Feather, which started two years ago with venture capital backing, approaches its business from a sustainability point of view. According to the Environmental Protection Agency, nearly 9.7 million tonnes of furnishings end up in landfills in 2015. That is not good, according to Feather’s founder Jay Reno, 31, who has a master’s degree in climate and society from Columbia University.

“We’re trying to kill the notion of fast furniture,” he said in an interview in the company’s new all-white offices in a cast-iron building in SoHo, previously occupied by the website creator Squarespace.

Feather offers mostly its own sturdy pieces – some modelled on modern classics such as the George Nelson platform bench and Hans Wegner’s Wishbone chair – interspersed with items from middle-class mainstays like West Elm and Pottery Barn.

(Photo: Unsplash)

There’s a monthly minimum expenditure of US$99 (S$135), so subscribers need to rent a couple of items at a time for the service to make sense. (The company said recently that it was redoing its fee structure; some prices noted here may change.)

Large pieces, which can be a hassle to move when you’re still trying out jobs and cities, are in most orders, Reno said. Sofas include a chunky, modernist West Elm model that retails for US$899 and rents for US$52 a month, if you sign up for a year subscription (prices are higher for shorter terms). And people “go bonkers for” Feather’s own emerald-green velvet sofa on walnut legs (US$55 per month for a year’s subscription; it sells for US$1,299).

If Feather’s young customers haven’t yet pinned down their taste in home furnishings, they can take the Style Quiz on the company’s website and allow its algorithms to make suggestions.

“People tend to like Scandinavian/midcentury/Japanese,” Reno said. “What they really like is simplicity.”

That works for the company because pared-down pieces are easier to clean than fussy ones. At the end of a rental term, a customer can buy the pieces – with the monthly payments going toward the retail cost – or extend the subscription, perhaps swapping in other items. Or the goods can be picked up (for a fee of US$149), taken to Feather’s Brooklyn warehouse (or, in the San Francisco area, one in South San Francisco) and spruced up for the next customer.

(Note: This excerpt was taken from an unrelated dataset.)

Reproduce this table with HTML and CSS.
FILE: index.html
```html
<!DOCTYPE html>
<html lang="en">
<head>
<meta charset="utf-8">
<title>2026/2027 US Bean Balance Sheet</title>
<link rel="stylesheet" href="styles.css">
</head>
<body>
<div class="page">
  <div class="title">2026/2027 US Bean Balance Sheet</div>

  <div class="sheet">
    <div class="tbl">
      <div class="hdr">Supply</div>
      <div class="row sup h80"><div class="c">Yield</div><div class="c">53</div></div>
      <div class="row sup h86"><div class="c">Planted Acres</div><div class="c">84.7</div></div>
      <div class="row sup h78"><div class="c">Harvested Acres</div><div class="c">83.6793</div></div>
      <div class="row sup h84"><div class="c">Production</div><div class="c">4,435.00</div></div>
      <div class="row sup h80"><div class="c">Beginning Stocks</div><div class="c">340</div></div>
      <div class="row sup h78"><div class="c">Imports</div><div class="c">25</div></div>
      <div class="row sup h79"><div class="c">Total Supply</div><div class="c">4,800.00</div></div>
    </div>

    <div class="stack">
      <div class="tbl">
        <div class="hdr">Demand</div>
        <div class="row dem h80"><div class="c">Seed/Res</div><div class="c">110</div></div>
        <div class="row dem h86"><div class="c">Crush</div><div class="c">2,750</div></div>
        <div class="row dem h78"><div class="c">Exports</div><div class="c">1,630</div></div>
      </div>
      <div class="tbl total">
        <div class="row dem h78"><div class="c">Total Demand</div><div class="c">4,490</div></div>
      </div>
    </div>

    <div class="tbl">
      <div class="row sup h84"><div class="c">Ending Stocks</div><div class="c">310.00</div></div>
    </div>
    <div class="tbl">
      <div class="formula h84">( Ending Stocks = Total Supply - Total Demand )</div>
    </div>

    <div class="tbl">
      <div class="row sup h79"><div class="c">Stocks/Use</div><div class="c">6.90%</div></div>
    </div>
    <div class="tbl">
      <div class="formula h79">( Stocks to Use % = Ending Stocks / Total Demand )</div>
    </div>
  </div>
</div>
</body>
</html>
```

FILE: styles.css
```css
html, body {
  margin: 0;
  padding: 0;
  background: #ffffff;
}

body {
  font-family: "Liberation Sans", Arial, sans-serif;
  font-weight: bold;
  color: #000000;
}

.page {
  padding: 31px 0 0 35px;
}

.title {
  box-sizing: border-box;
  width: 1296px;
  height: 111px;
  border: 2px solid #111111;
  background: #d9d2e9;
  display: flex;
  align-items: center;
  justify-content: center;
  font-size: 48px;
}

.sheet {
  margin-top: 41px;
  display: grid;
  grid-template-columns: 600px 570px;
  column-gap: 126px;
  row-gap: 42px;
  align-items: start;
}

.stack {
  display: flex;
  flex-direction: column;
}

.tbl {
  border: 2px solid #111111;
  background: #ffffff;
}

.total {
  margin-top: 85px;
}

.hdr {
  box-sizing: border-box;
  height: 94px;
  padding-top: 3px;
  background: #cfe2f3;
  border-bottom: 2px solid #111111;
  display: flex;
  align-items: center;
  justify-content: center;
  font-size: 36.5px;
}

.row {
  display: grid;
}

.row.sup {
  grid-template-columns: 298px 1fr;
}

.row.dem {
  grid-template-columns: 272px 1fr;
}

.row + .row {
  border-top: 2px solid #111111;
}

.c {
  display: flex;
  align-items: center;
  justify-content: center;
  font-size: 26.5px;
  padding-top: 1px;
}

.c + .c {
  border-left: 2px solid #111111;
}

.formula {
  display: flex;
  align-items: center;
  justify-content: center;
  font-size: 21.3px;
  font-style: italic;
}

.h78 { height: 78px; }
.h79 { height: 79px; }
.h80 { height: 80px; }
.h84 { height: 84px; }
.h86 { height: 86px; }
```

Tables and case pieces are wiped down. Upholstered items – many of them covered in durable contract-grade fabrics – are steam-cleaned. Slipcovers are easily replaced.

(Photo: Unsplash)

“If someone spills red wine on a back cushion, we can just replace that cushion,” Reno said. If damage goes above and beyond the scuffs and stains of normal wear and tear, the customer will be charged for the item.

Although Reno declined to divulge the number of Feather customers – other than to say “thousands” are currently using the service – or reveal the company’s annual revenue, he said Feather will expand to new markets by the end of the year.

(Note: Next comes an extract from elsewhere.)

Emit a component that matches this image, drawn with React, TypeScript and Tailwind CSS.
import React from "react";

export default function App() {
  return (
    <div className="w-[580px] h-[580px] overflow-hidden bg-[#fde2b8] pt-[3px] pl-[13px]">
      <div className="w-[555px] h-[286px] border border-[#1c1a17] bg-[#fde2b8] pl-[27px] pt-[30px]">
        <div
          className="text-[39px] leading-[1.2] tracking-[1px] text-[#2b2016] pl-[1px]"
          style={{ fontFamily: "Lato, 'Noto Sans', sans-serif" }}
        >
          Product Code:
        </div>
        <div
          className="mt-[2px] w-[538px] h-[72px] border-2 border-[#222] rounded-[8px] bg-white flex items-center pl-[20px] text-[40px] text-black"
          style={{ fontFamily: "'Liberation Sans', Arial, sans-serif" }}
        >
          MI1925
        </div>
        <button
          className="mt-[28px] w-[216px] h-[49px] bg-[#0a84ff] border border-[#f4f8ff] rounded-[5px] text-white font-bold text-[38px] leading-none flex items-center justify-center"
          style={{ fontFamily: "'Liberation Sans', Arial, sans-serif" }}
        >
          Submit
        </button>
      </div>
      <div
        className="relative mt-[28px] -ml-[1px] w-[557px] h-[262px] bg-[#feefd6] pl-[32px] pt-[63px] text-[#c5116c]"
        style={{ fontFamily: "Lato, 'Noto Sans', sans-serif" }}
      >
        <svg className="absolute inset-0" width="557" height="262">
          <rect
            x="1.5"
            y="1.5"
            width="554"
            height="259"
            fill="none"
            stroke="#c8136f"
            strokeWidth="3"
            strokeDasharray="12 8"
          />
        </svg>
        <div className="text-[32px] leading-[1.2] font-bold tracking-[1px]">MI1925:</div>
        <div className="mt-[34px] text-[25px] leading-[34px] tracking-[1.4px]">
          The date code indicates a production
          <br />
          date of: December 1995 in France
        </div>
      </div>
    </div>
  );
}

Fernish, too, is in expansion mode, having branched to Seattle in November, with plans to be on the East Coast by the end of the year. Along with its own furniture – including mid-century knockoffs similar to Feather’s – it has a selection of items from Crate & Barrel and CB2.

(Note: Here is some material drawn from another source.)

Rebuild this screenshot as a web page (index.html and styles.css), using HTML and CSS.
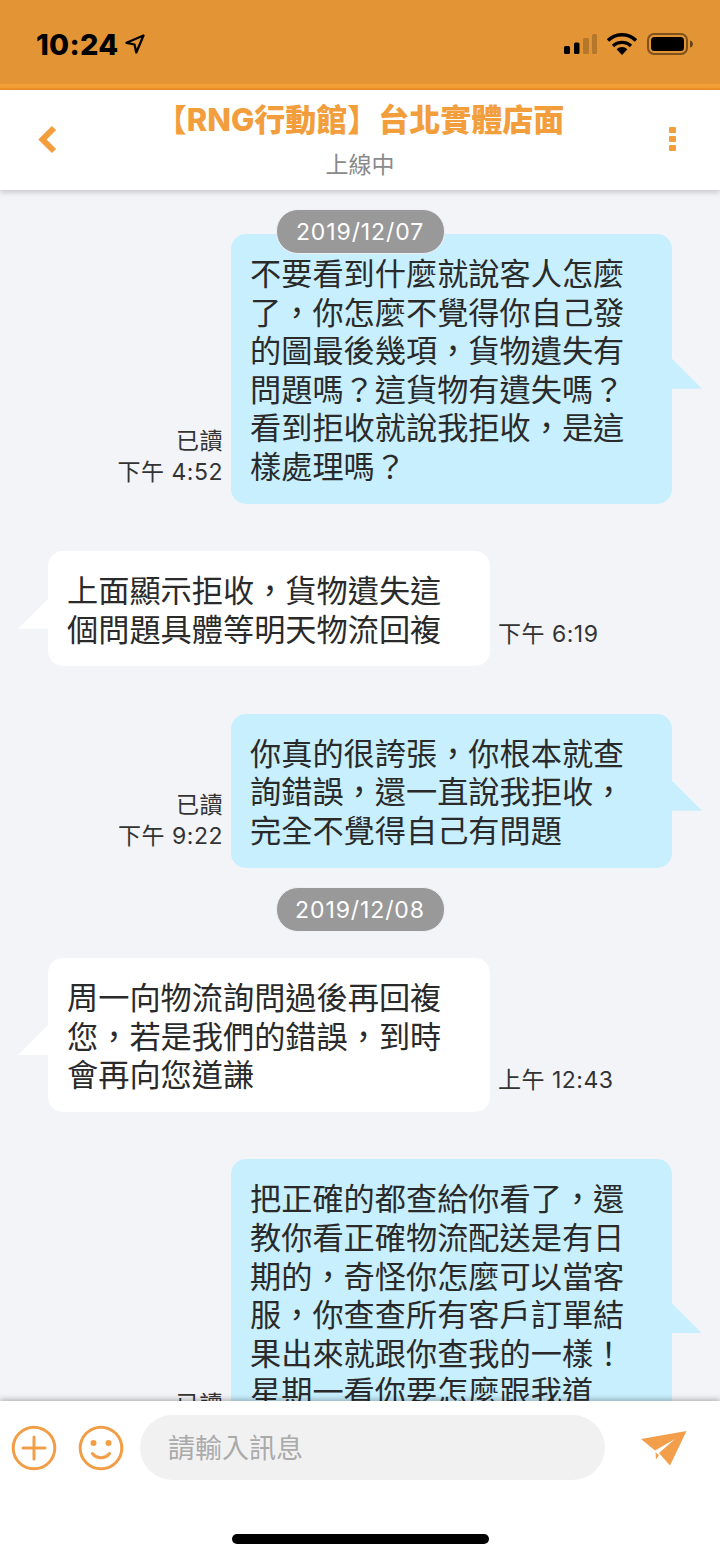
FILE: index.html
```html
<!DOCTYPE html>
<html lang="zh-TW">
<head>
<meta charset="utf-8">
<title>RNG</title>
<link rel="stylesheet" href="styles.css">
</head>
<body>
<div class="app">
  <div class="status">
    <div class="status-left">
      <span class="clock">10:24</span>
      <svg class="loc" width="20" height="20" viewBox="0 0 20 20"><path d="M18.500 1.500 1.500 8.800l8 1.700 1.800 8z" fill="none" stroke="#000" stroke-width="2.300" stroke-linejoin="round"/></svg>
    </div>
    <div class="status-right">
      <svg width="33" height="21" viewBox="0 0 33 21"><rect x="0" y="13" width="6" height="8" rx="1.500" fill="#000"/><rect x="10" y="9.500" width="5.500" height="11.500" rx="1.500" fill="#000"/><rect x="19" y="5" width="6" height="16" rx="1.500" fill="#000" opacity=".2"/><rect x="28" y="1" width="5" height="20" rx="1.500" fill="#000" opacity=".2"/></svg>
      <svg width="30" height="22" viewBox="0 0 30 22"><path d="M1 7.500a20 20 0 0 1 28 0" fill="none" stroke="#000" stroke-width="3.600"/><path d="M6 13a13 13 0 0 1 18 0" fill="none" stroke="#000" stroke-width="3.400"/><path d="M15 22 9.600 16.200a8 8 0 0 1 10.800 0z" fill="#000"/></svg>
      <svg width="46" height="22" viewBox="0 0 46 22"><rect x="1" y="1" width="39" height="20" rx="6" fill="none" stroke="#000" stroke-opacity=".45" stroke-width="2"/><rect x="4" y="4" width="33" height="14" rx="3.500" fill="#000"/><path d="M43 7.500c2 .5 3 2 3 3.500s-1 3-3 3.500z" fill="#000" opacity=".55"/></svg>
    </div>
  </div>
  <header class="header">
    <div class="side">
      <svg width="20" height="29" viewBox="0 0 20 29"><path d="M16 3 4.500 14.500 16 26" fill="none" stroke="#f29e3d" stroke-width="6"/></svg>
    </div>
    <div class="heading">
      <div class="title">【RNG行動館】台北實體店面</div>
      <div class="presence">上線中</div>
    </div>
    <div class="side side-end">
      <span class="dots"><i></i><i></i><i></i></span>
    </div>
  </header>
  <main class="list">
    <div class="pill pill-first">2019/12/07</div>
    <div class="row row-out">
      <div class="meta"><span>已讀</span><span>下午 4:52</span></div>
      <div class="bubble bubble-out">不要看到什麼就說客人怎麼了，你怎麼不覺得你自己發的圖最後幾項，貨物遺失有問題嗎？這貨物有遺失嗎？看到拒收就說我拒收，是這樣處理嗎？</div>
    </div>
    <div class="row row-in">
      <div class="bubble bubble-in">上面顯示拒收，貨物遺失這個問題具體等明天物流回複</div>
      <div class="meta"><span>下午 6:19</span></div>
    </div>
    <div class="row row-out">
      <div class="meta"><span>已讀</span><span>下午 9:22</span></div>
      <div class="bubble bubble-out">你真的很誇張，你根本就查詢錯誤，還一直說我拒收，完全不覺得自己有問題</div>
    </div>
    <div class="pill">2019/12/08</div>
    <div class="row row-in">
      <div class="bubble bubble-in">周一向物流詢問過後再回複您，若是我們的錯誤，到時會再向您道謙</div>
      <div class="meta"><span>上午 12:43</span></div>
    </div>
    <div class="row row-out">
      <div class="meta"><span>已讀</span><span>下午 9:30</span></div>
      <div class="bubble bubble-out">把正確的都查給你看了，還教你看正確物流配送是有日期的，奇怪你怎麼可以當客服，你查查所有客戶訂單結果出來就跟你查我的一樣！星期一看你要怎麼跟我道歉！</div>
    </div>
  </main>
  <footer class="composer">
    <div class="composer-bar">
      <svg class="ic" width="46" height="46" viewBox="0 0 46 46"><circle cx="23" cy="23" r="20.800" fill="none" stroke="#f29e46" stroke-width="3"/><path d="M12 23h22M23 12v22" fill="none" stroke="#f29e46" stroke-width="3" stroke-linecap="round"/></svg>
      <svg class="ic" width="46" height="46" viewBox="0 0 46 46"><circle cx="23" cy="23" r="20.800" fill="none" stroke="#f29e46" stroke-width="3"/><circle cx="15.500" cy="18" r="3" fill="#f29e46"/><circle cx="30.500" cy="18" r="3" fill="#f29e46"/><path d="M14.500 28.500c4 5.500 13 5.500 17 0" fill="none" stroke="#f29e46" stroke-width="3" stroke-linecap="round"/></svg>
      <div class="input">請輸入訊息</div>
      <svg class="send" width="47" height="36" viewBox="0 0 47 36"><path d="M46.500 1 1 9l14 11.500L35 9 19 23l11 12.500z" fill="#f29e4b"/><path d="M15.500 22.500 19 25l-3 4.500z" fill="#f29e4b"/></svg>
    </div>
    <div class="home"></div>
  </footer>
</div>
</body>
</html>
```
FILE: styles.css
```css
* { box-sizing: border-box; }
html, body { margin: 0; padding: 0; }
body {
  font-family: "Noto Sans CJK TC", "Noto Sans", sans-serif;
  background: #fff;
  color: #333;
}
.app {
  width: 720px;
  height: 1559px;
  display: flex;
  flex-direction: column;
  overflow: hidden;
}
.status {
  height: 90px;
  flex: none;
  background: #e39535;
  border-bottom: 2px solid #ee9328;
  box-shadow: inset 0 -4px 0 #f29f38;
  display: flex;
  justify-content: space-between;
  padding: 33px 27px 0 36px;
}
.status-left { display: flex; align-items: flex-start; gap: 6px; }
.clock {
  font: 800 29px/24px Inter, sans-serif;
  color: #000;
  letter-spacing: .3px;
}
.loc { margin-top: 1px; }
.status-right { display: flex; align-items: flex-start; gap: 10px; }
.header {
  height: 100px;
  flex: none;
  background: #fff;
  display: flex;
  position: relative;
  z-index: 2;
  box-shadow: 0 2px 6px rgba(0, 0, 0, .2);
}
.side { width: 100px; flex: none; padding: 35px 0 0 38px; }
.side-end { display: flex; justify-content: flex-end; padding: 37px 44px 0 0; }
.dots { display: flex; flex-direction: column; gap: 3px; }
.dots i { width: 7px; height: 6px; border-radius: 1px; background: #f29e3d; }
.heading { flex: 1; text-align: center; padding-top: 10px; }
.title {
  font-family: Inter, "Noto Sans CJK TC", sans-serif;
  font-size: 31px;
  line-height: 40px;
  font-weight: 800;
  color: #f29e3d;
  white-space: nowrap;
}
.presence { font-size: 23px; line-height: 32px; margin-top: 7px; color: #8a8a8a; }
.list {
  flex: 1;
  min-height: 0;
  overflow: hidden;
  background: #f2f4f8;
  padding: 19px 48px 0;
}
.pill {
  position: relative;
  z-index: 1;
  width: 169px;
  height: 45px;
  margin: 20px auto 26px;
  border-radius: 22px;
  border: 1px solid #eef0f3;
  background: #999;
  color: #fff;
  font: 400 23px/45px Inter, sans-serif;
  letter-spacing: .9px;
  text-align: center;
}
.pill-first { margin: 0 auto -20px; }
.row {
  display: flex;
  align-items: flex-end;
  margin-bottom: 47.500px;
}
.row-out { justify-content: flex-end; }
.row-out + .pill { margin-top: -28px; }
.bubble {
  position: relative;
  flex: none;
  font-size: 31.200px;
  font-weight: 400;
  color: #2a2a2a;
  line-height: 38.600px;
  padding: 19px 40px 19px 19px;
  border-radius: 15px;
}
.bubble::after {
  content: "";
  position: absolute;
  top: 50%;
  margin-top: -10px;
  width: 30px;
  height: 30px;
}
.bubble-out { width: 441px; background: #c8effe; }
.bubble-out::after { left: 100%; background: #c8effe; clip-path: polygon(0 0, 100% 100%, 0 100%); }
.bubble-in { width: 442px; background: #fff; }
.bubble-in::after { right: 100%; background: #fff; clip-path: polygon(100% 0, 100% 100%, 0 100%); }
.meta {
  display: flex;
  flex-direction: column;
  font: 400 23px/31px Inter, "Noto Sans CJK TC", sans-serif;
  letter-spacing: .5px;
  color: #333;
  white-space: nowrap;
  padding-bottom: 16px;
}
.row-out .meta { align-items: flex-end; margin-right: 8px; }
.row-in .meta { margin-left: 8px; }
.composer {
  height: 158px;
  flex: none;
  background: #fff;
  position: relative;
  z-index: 2;
  box-shadow: 0 -2px 5px rgba(0, 0, 0, .25);
}
.composer-bar {
  display: flex;
  align-items: center;
  padding: 14px 33px 0 11px;
}
.ic { flex: none; margin-right: 21px; }
.ic + .ic { margin-right: 16px; }
.input {
  flex: none;
  width: 465px;
  height: 65px;
  border-radius: 33px;
  background: #f1f1f1;
  color: #aaa;
  font-size: 27px;
  line-height: 63px;
  padding-left: 28px;
}
.send { flex: none; margin-left: 35px; }
.home {
  width: 257px;
  height: 10px;
  border-radius: 5px;
  background: #000;
  margin: 54px auto 0;
}
```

When asked about the ick factor of using secondhand furniture, founders Michael Barlow, 31, and Lucas Dickey, 36, said that beagles patrol their warehouses to ensure that furniture returned to them isn’t infested with bedbugs.

Bill Ehrlich, a 31-year-old Fernish customer, rented a sectional sofa when he moved to Los Angeles for a job in the electric vehicle industry.

“Mattresses – we’d all have some reservations about renting that,” he said. “But bookshelves, desks, the thing the TV sits on – I’m comfortable with those sorts of things.”

(Photo: Unsplash)

Fernish continues to fine-tune its offerings, phasing out items that don’t hold up after multiple rotations. It says it will introduce decor packages (art, mirrors, throws and vases) before the summer.

West Elm is also getting into accessory rentals. It recently announced that it had partnered with Rent the Runway to provide subscribers with “curated bundles” of throws and pillows for living rooms and blankets or quilts, throw pillows and shams for bedrooms. The service will begin this summer.

Even Ikea – whose stylish but inexpensive furnishings have certainly fuelled the use-and-toss mentality that some rental companies say they are trying to buck – seems to have seen the light.

Now aiming to become a “circular and climate positive” business by 2030, Ikea has been testing subscription-based consumer leasing programs in Poland and the Netherlands. It plans to expand to 30 countries including, next year, the United States.

(Photo: Unsplash)

Feather and Fernish are tiny operations, by comparison, and focus on cities that attract mobile, high-earning young professionals who work long hours – and for whom convenience may be more important than the financial logic of rented furniture.

Could rental services have value for those in later life stages? Just as Rent the Runway carries maternity wear, Feather is offering crib options, a modernist version for US$19 a month and an Arts & Crafts-style model for US$23. Why should parents, especially those planning to have just one child, buy an expensive item whose useful life – to them, anyway – is limited?

Air-conditioners are another Feather category that could have wide appeal, especially since the company’s delivery teams will do the installation. Rent them during the summer months, then send them back and eliminate the hassle of storing the machines and cleaning them before reinstalling them the next year.

And might rental companies even become a way to try out a new look? I’ve always thought the tree-stump side table from West Elm was kind of cute. Is this just a fleeting crush? Or will my enthusiasm last? Rather than anguish about whether I should buy the table (for US299), I might be tempted to rent it through Feather — for just US$15 per month.

The rub is that US$99 monthly minimum, not to mention the US$149 pickup fee, if I do fall out of love and want to ditch the item, in a Marie Kondo moment.

And once subscribers do the math, they might realise that after a year of renting, it makes more financial sense to go ahead and buy the items, with their monthly fees working like payments on old-fashioned instalment plans. Even millennial renters, in the end, might become buyers after all.